Alberto não vê diferença entre usar as palavras preto ou negro na imprensa. Ele mesmo gostaria de ser chamado de negro. Crioulo, sim, se for nascido na terra brasileira. Não usa o termo afrodescendente, como nos Estados Unidos. Uma aberração porque parecem pertencer a dois continentes ao mesmo tempo. Para Eneida Leal, professora do Programa de Pós-Graduação em Relações Étnico-Raciais do CEFET-RJ, conveniado com a PUC-Rio, na mesa de debate ao lado de Alberto da Costa e Silva, as pessoas devem ter o direito de escolher como devem ser chamadas. “Nada é estável, como costuma dizer o professor Alberto”. Ou seja, tudo muda o tempo todo.
No conteúdo da matéria escolar História do Brasil, o acadêmico não tem dúvidas sobre a importância de incluir a temática África, nossas origens. O que não quer dizer que se deva excluir estudos sobre Grécia ou Roma, importantes berços da civilização. “Modigliani e Picasso, por exemplo, tiveram grande inspiração nas máscaras africanas. É preciso trazer essa herança africana para o nosso museu imaginário. Saber que passado se perdeu, e o que a escravidão não conseguiu apagar. Antigamente, ensinava-se a história da África pós-colonial. Seria a mesma coisa que estudar Portugal pós Proclamação da República. Nós chegamos atrasados nessa área acadêmica: alemães e ingleses estão estudando os idiomas africanos há muito tempo. Atualmente, isso está acontecendo no Brasil”.
Em relação à escravidão brasileira, a maior crueldade foi a concentração no curto espaço de tempo e de ser só uma só raça, a negra. “Escravos sempre existiram na Grécia, em Roma, eram inimigos de guerra. Pertenciam a vários tipos humanos. Mas a nossa escravidão foi violenta, deixou marcas nos descendentes”, ensinou com a sua voz baixinha.
Alberto esclarece questões surpreendentes: Curiosamente, os grandes donos do comércio escravo na África, mandavam seus filhos estudarem no Brasil.
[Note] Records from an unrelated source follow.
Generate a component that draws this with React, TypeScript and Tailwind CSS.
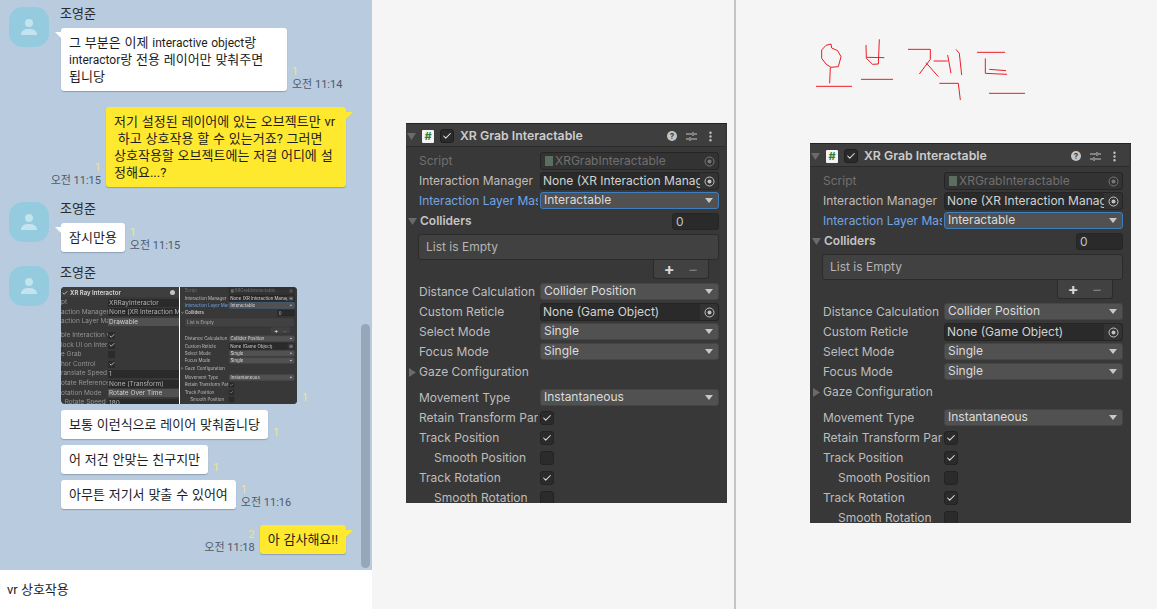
import React from 'react';
import { Check, EllipsisVertical } from 'lucide-react';

type InspectorRow =
  | { kind: 'object'; label: string; value: string; dim?: boolean }
  | { kind: 'select'; label: string; value: string; active?: boolean; mt?: boolean }
  | { kind: 'check'; label: string; checked: boolean; indent?: boolean };

function Triangle({ open = true }: { open?: boolean }) {
  return (
    <svg width="9" height="9" viewBox="0 0 9 9" className="shrink-0">
      <path d={open ? 'M0 1H9L4.5 8Z' : 'M1 0V9L8 4.5Z'} fill="#6a6a6a" />
    </svg>
  );
}

function Picker({ dim }: { dim?: boolean }) {
  return (
    <div className="flex h-full w-[18px] shrink-0 items-center justify-center rounded-r-[3px] bg-[#333333]">
      <svg width="11" height="11" viewBox="0 0 11 11">
        <circle cx="5.5" cy="5.5" r="4.5" fill="none" stroke={dim ? '#777777' : '#c4c4c4'} strokeWidth="1" />
        <circle cx="5.5" cy="5.5" r="2" fill={dim ? '#777777' : '#c4c4c4'} />
      </svg>
    </div>
  );
}

function Row({ row }: { row: InspectorRow }) {
  const labelColor =
    row.kind === 'select' && row.active
      ? 'text-[#6ea6e8]'
      : row.kind === 'object' && row.dim
        ? 'text-[#707070]'
        : 'text-[#bdbdbd]';
  return (
    <div className={`flex h-5 items-center pl-[13px] ${row.kind === 'select' && row.mt ? 'mt-[6px]' : ''}`}>
      <div className={`h-5 w-[119px] mr-[2px] shrink-0 overflow-hidden whitespace-nowrap leading-5 ${labelColor} ${row.kind === 'check' && row.indent ? 'pl-[15px]' : ''}`}>
        {row.label}
      </div>
      {row.kind === 'object' && (
        <div className={`flex h-[18px] w-[179px] items-center overflow-hidden rounded-[3px] border border-[#252525] ${row.dim ? 'bg-[#333333] text-[#707070]' : 'bg-[#2a2a2a] text-[#d2d2d2]'}`}>
          <div className="flex min-w-0 flex-1 items-center gap-[2px] overflow-hidden whitespace-nowrap pl-[2px]">
            {row.dim && <div className="ml-[2px] h-[10px] w-[8px] shrink-0 bg-[#5b6e60]" />}
            {row.value}
          </div>
          <Picker dim={row.dim} />
        </div>
      )}
      {row.kind === 'select' && (
        <div className={`-mt-[1px] flex h-[17px] w-[179px] items-center justify-between rounded-[3px] bg-[#515151] pl-[3px] pr-[5px] text-[#dcdcdc] ${row.active ? 'border border-[#3f7fc0]' : 'border border-[#454545]'}`}>
          <span className="-mt-[1px]">{row.value}</span>
          <svg width="8" height="5" viewBox="0 0 8 5"><path d="M0 0H8L4 5Z" fill="#c8c8c8" /></svg>
        </div>
      )}
      {row.kind === 'check' && (
        <div className="flex h-[14px] w-[14px] items-center justify-center rounded-[3px] border border-[#232323] bg-[#2b2b2b]">
          {row.checked && <Check size={10} strokeWidth={2.5} className="text-[#e4e4e4]" />}
        </div>
      )}
    </div>
  );
}

const topRows: InspectorRow[] = [
  { kind: 'object', label: 'Script', value: 'XRGrabInteractable', dim: true },
  { kind: 'object', label: 'Interaction Manager', value: 'None (XR Interaction Manag' },
  { kind: 'select', label: 'Interaction Layer Mask', value: 'Interactable', active: true },
];

const midRows: InspectorRow[] = [
  { kind: 'select', label: 'Distance Calculation', value: 'Collider Position' },
  { kind: 'object', label: 'Custom Reticle', value: 'None (Game Object)' },
  { kind: 'select', label: 'Select Mode', value: 'Single' },
  { kind: 'select', label: 'Focus Mode', value: 'Single' },
];

const bottomRows: InspectorRow[] = [
  { kind: 'select', label: 'Movement Type', value: 'Instantaneous', mt: true },
  { kind: 'check', label: 'Retain Transform Parent', checked: true },
  { kind: 'check', label: 'Track Position', checked: true },
  { kind: 'check', label: 'Smooth Position', checked: false, indent: true },
  { kind: 'check', label: 'Track Rotation', checked: true },
  { kind: 'check', label: 'Smooth Rotation', checked: false, indent: true },
];

function Inspector() {
  return (
    <div className="h-[380px] w-[321px] overflow-hidden border-t border-[#232323] bg-[#383838] pr-[2px] font-['Inter',sans-serif] text-[12px]">
      <div className="flex h-[23px] items-center border-b border-[#2c2c2c] bg-[#3e3e3e] pl-[1px] pt-[2px]">
        <Triangle />
        <div className="ml-[6px] flex h-[13px] w-[12px] items-center justify-center rounded-[1px] bg-[#f4f4f4] text-[11px] font-bold leading-none text-[#2f7d3a]">#</div>
        <div className="ml-[6px] flex h-[14px] w-[14px] items-center justify-center rounded-[3px] border border-[#1f1f1f] bg-[#2a2a2a]">
          <Check size={10} strokeWidth={2.5} className="text-[#e4e4e4]" />
        </div>
        <div className="ml-[6px] text-[12.3px] font-semibold text-[#cdcdcd]">XR Grab Interactable</div>
        <div className="ml-auto flex items-center pr-[8px]">
          <div className="flex h-[10px] w-[10px] items-center justify-center rounded-full bg-[#c4c4c4] text-[8px] font-bold leading-none text-[#3e3e3e]">?</div>
          <svg width="11" height="11" viewBox="0 0 11 11" className="ml-[9px]" fill="none" stroke="#c4c4c4" strokeWidth="1">
            <path d="M0 3H6M8 3H11M7 1V5" />
            <path d="M0 8H3M5 8H11M4 6V10" />
          </svg>
          <EllipsisVertical size={13} strokeWidth={2.5} className="ml-[7px] text-[#c4c4c4]" />
        </div>
      </div>
      <div className="pt-[4px]">
        {topRows.map((r) => <Row key={r.label} row={r} />)}
        <div className="flex h-5 items-center pl-[2px]">
          <Triangle />
          <span className="ml-[3px] font-semibold text-[#c4c4c4]">Colliders</span>
          <div className="ml-auto mr-[6px] h-[17px] w-[47px] rounded-[3px] border border-[#252525] bg-[#2a2a2a] pl-[3px] leading-[16px] text-[#c4c4c4]">0</div>
        </div>
        <div className="ml-[12px] mr-[6px] mt-[3px] h-[26px] rounded-[3px] border border-[#2b2b2b] bg-[#414141] pl-[7px] leading-[24px] text-[#b4b4b4]">List is Empty</div>
        <div className="ml-auto mr-[16px] flex h-[19px] w-[56px] items-center justify-center gap-[13px] rounded-b-[3px] border border-t-0 border-[#2b2b2b] bg-[#414141] text-[16px] leading-none">
          <span className="font-bold text-[#d8d8d8]">+</span>
          <span className="text-[#7c7c7c]">−</span>
        </div>
        <div className="mt-[3px]">
          {midRows.map((r) => <Row key={r.label} row={r} />)}
        </div>
        <div className="flex h-5 items-center pl-[2px] text-[#bdbdbd]">
          <Triangle open={false} />
          <span className="ml-[2px]">Gaze Configuration</span>
        </div>
        {bottomRows.map((r) => <Row key={r.label} row={r} />)}
      </div>
    </div>
  );
}

const rayRows: [string, string, 'field' | 'select' | 'on' | 'off'][] = [
  ['pt', 'XRRayInteractor', 'field'],
  ['action Manager', 'None (XR Interaction Man', 'field'],
  ['action Layer Mas', 'Drawable', 'select'],
  ['ble Interaction wit', '', 'on'],
  ['lock UI on Interac', '', 'on'],
  ['e Grab', '', 'off'],
  ['hor Control', '', 'on'],
  ['ranslate Speed', '1', 'field'],
  ['otate Reference F', 'None (Transform)', 'field'],
  ['otation Mode', 'Rotate Over Time', 'select'],
  ['  Rotate Speed', '180', 'field'],
];

function Thumbnail() {
  return (
    <div className="relative h-[117px] w-[236px] overflow-hidden rounded-[4px] bg-[#383838]">
      <div className="h-full w-[118px] overflow-hidden font-['Inter',sans-serif] text-[6.5px] text-[#949494] blur-[0.35px]">
        <div className="flex h-[10px] items-center bg-[#3e3e3e] pl-[1px] pt-[1px] text-[6px] font-bold text-[#cccccc]">
          <Check size={6} strokeWidth={3} className="text-[#e4e4e4]" />
          <span className="ml-[2px] whitespace-nowrap">XR Ray Interactor</span>
          <div className="ml-auto mr-[4px] h-[5px] w-[5px] rounded-full bg-[#c4c4c4]" />
        </div>
        <div className="pt-[1px]">
          {rayRows.map(([label, value, kind], i) => (
            <div key={label} className={`flex h-[9.6px] items-center ${i === 3 ? 'mt-[4px]' : ''}`}>
              <div className="w-[47px] shrink-0 overflow-hidden whitespace-pre leading-[9px]">{label}</div>
              {kind === 'field' && <div className="h-[8px] flex-1 overflow-hidden whitespace-nowrap bg-[#2a2a2a] pl-[1px] leading-[8px] text-[#b0b0b0]">{value}</div>}
              {kind === 'select' && <div className="h-[8px] flex-1 overflow-hidden whitespace-nowrap bg-[#515151] pl-[1px] leading-[8px] text-[#d0d0d0]">{value}</div>}
              {(kind === 'on' || kind === 'off') && (
                <div className="flex h-[7px] w-[7px] items-center justify-center bg-[#2b2b2b]">
                  {kind === 'on' && <Check size={6} strokeWidth={3} className="text-[#e4e4e4]" />}
                </div>
              )}
            </div>
          ))}
        </div>
      </div>
      <div className="absolute left-[118px] top-0 h-full w-[1px] bg-white" />
      <div className="absolute left-[119px] top-[-10px] origin-top-left scale-[0.366] blur-[0.6px]">
        <Inspector />
      </div>
    </div>
  );
}

function Avatar() {
  return (
    <div className="flex h-10 w-10 shrink-0 items-center justify-center rounded-[14px] bg-[#95cbdf]">
      <svg width="18" height="18" viewBox="0 0 18 18">
        <circle cx="9" cy="5" r="4" fill="#c3e3ee" />
        <path d="M1 17C1 12 5 11 9 11C13 11 17 12 17 17Z" fill="#c3e3ee" />
      </svg>
    </div>
  );
}

function Meta({ unread, time, right }: { unread: string; time?: string; right?: boolean }) {
  return (
    <div className={`flex shrink-0 flex-col justify-end text-[11px] ${time ? '-mb-[1px]' : ''} ${right ? 'mr-[5px] items-end' : 'ml-[5px] items-start'}`}>
      <span className="leading-[12px] text-[#ece58f]">{unread}</span>
      {time && <span className="leading-[14px] text-[#4d5a6c]">{time}</span>}
    </div>
  );
}

function Latin({ children }: { children: React.ReactNode }) {
  return <span className="text-[12px] leading-none">{children}</span>;
}

function Bubble({ yellow, tail, className = '', children }: { yellow?: boolean; tail?: boolean; className?: string; children: React.ReactNode }) {
  return (
    <div className={`relative rounded-[3px] px-2 py-[6px] text-[13px] leading-[17px] text-[#1d1d1d] [word-spacing:0.6px] shadow-[0_1px_1px_rgba(60,80,110,0.35)] ${yellow ? 'bg-[#fee92f]' : 'bg-white'} ${className}`}>
      {tail && !yellow && (
        <svg width="7" height="7" viewBox="0 0 7 7" className="absolute left-[-6px] top-[4px]">
          <path d="M0 0H7V7Z" fill="#ffffff" />
        </svg>
      )}
      {tail && yellow && (
        <svg width="7" height="7" viewBox="0 0 7 7" className="absolute right-[-7px] top-[5px]">
          <path d="M7 0H0V7Z" fill="#fee92f" />
        </svg>
      )}
      {children}
    </div>
  );
}

function Incoming({ className = '', children }: { className?: string; children: React.ReactNode }) {
  return (
    <div className={`flex pl-[9px] ${className}`}>
      <Avatar />
      <div className="ml-[12px] min-w-0">
        <div className="-ml-[1px] h-[21px] text-[13px] leading-[14px] text-[#2a2a2a]">조영준</div>
        {children}
      </div>
    </div>
  );
}

function Chat() {
  return (
    <div className="relative flex h-[609px] w-[372px] shrink-0 flex-col bg-[#b9cbde] font-['Roboto','Noto_Sans_CJK_KR',sans-serif]">
      <div className="h-[570px] overflow-hidden whitespace-nowrap pt-[7px]">
        <Incoming>
          <div className="flex">
            <Bubble tail className="w-[226px]">
              그 부분은 이제 <Latin>interactive object</Latin>랑<br /><Latin>interactor</Latin>랑 전용 레이어만 맞춰주면<br />됩니당
            </Bubble>
            <Meta unread="1" time="오전 11:14" />
          </div>
        </Incoming>

        <div className="mt-[16px] flex justify-end pr-[26px]">
          <Meta right unread="1" time="오전 11:15" />
          <Bubble yellow tail className="w-[240px]">
            저기 설정된 레이어에 있는 오브젝트만 vr<br />&nbsp;하고 상호작용 할 수 있는거죠? 그러면<br />상호작용할 오브젝트에는 저걸 어디에 설<br />정해요...?
          </Bubble>
        </div>

        <Incoming className="mt-[15px]">
          <div className="flex">
            <Bubble tail>잠시만용</Bubble>
            <Meta unread="1" time="오전 11:15" />
          </div>
        </Incoming>

        <Incoming className="mt-[14px]">
          <div className="flex">
            <Thumbnail />
            <Meta unread="1" />
          </div>
          <div className="mt-[6px] flex">
            <Bubble>보통 이런식으로 레이어 맞춰줍니당</Bubble>
            <Meta unread="1" />
          </div>
          <div className="mt-[6px] flex">
            <Bubble>어 저건 안맞는 친구지만</Bubble>
            <Meta unread="1" />
          </div>
          <div className="mt-[6px] flex">
            <Bubble>아무튼 저기서 맞출 수 있어여</Bubble>
            <Meta unread="1" time="오전 11:16" />
          </div>
        </Incoming>

        <div className="mt-[16px] flex justify-end pr-[26px]">
          <Meta right unread="2" time="오전 11:18" />
          <Bubble yellow tail>아 감사해요!!</Bubble>
        </div>
      </div>
      {/* scroll thumb sits over the message list */}
      <div className="absolute right-[2px] top-[324px] h-[244px] w-[9px] rounded-[5px] bg-[#95a7b8]" />
      <div className="flex h-[39px] items-center bg-white pl-[7px] text-[13px] text-[#1d1d1d]">vr 상호작용</div>
    </div>
  );
}

function Scribble() {
  return (
    <svg width="422" height="143" viewBox="15 -60 1266 429" className="block" fill="none" stroke="#ee1c25" strokeWidth="3" strokeLinejoin="round">
      <path d="M300 72L285 76L272 90L272 115L285 132L300 142L322 140L330 110L320 92L302 84L300 72" />
      <path d="M298 142L296 190" />
      <path d="M255 199H363" />
      <path d="M405 75L406 115L425 133L442 132L445 58" />
      <path d="M408 112L460 113" />
      <path d="M390 178H486" />
      <path d="M531 88H598V118L565 162" />
      <path d="M585 128L622 170" />
      <path d="M608 123H650" />
      <path d="M650 105L660 160" />
      <path d="M675 88L685 100L692 165" />
      <path d="M625 190H682L688 240" />
      <path d="M738 97H822" />
      <path d="M763 115V160L828 163" />
      <path d="M775 148L825 152" />
      <path d="M774 220H882" />
    </svg>
  );
}

export default function App() {
  return (
    <div className="flex h-[609px] w-[1157px] overflow-hidden bg-[#f5f5f5]">
      <Chat />
      <div className="w-[362px] shrink-0 pl-[34px] pt-[123px]">
        <Inspector />
      </div>
      <div className="w-[2px] shrink-0 bg-[#c4c4c4]" />
      <div className="flex-1">
        <Scribble />
        <div className="ml-[74px]">
          <Inspector />
        </div>
      </div>
    </div>
  );
}
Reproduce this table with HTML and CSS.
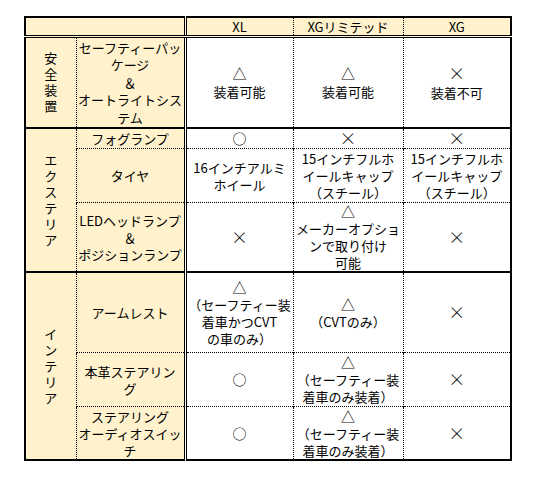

Eles não eram confundidos com os escravos africanos. “As cidades eram bem menores, todo o mundo se conhecia. Além disso, os africanos usavam sapatos, o que fazia toda a diferença.” Havia aceitação de quilombolas vendendo tomate e cenoura na cidade. Todo o mundo sabia que eles moravam em quilombos no Leblon ou no Alto da Boa Vista. “Deixa pra lá”, comentavam.
As relações humanas são muito complexas, tanto podia haver amizade entre brancos e escravos, como atos de sadismo. “O ser humano é muito complicado”, admite Alberto. O que dizer de um pai que doou um grupo de escravos para o filho que incluía a própria mãe? E perceber que essa mãe africana não precisava ser liberta porque ela já mandava em casa? Cada pessoa precisa de um Freud só para ela”, concluiu o imortal de alma mais africana da Academia Brasileira de Letras.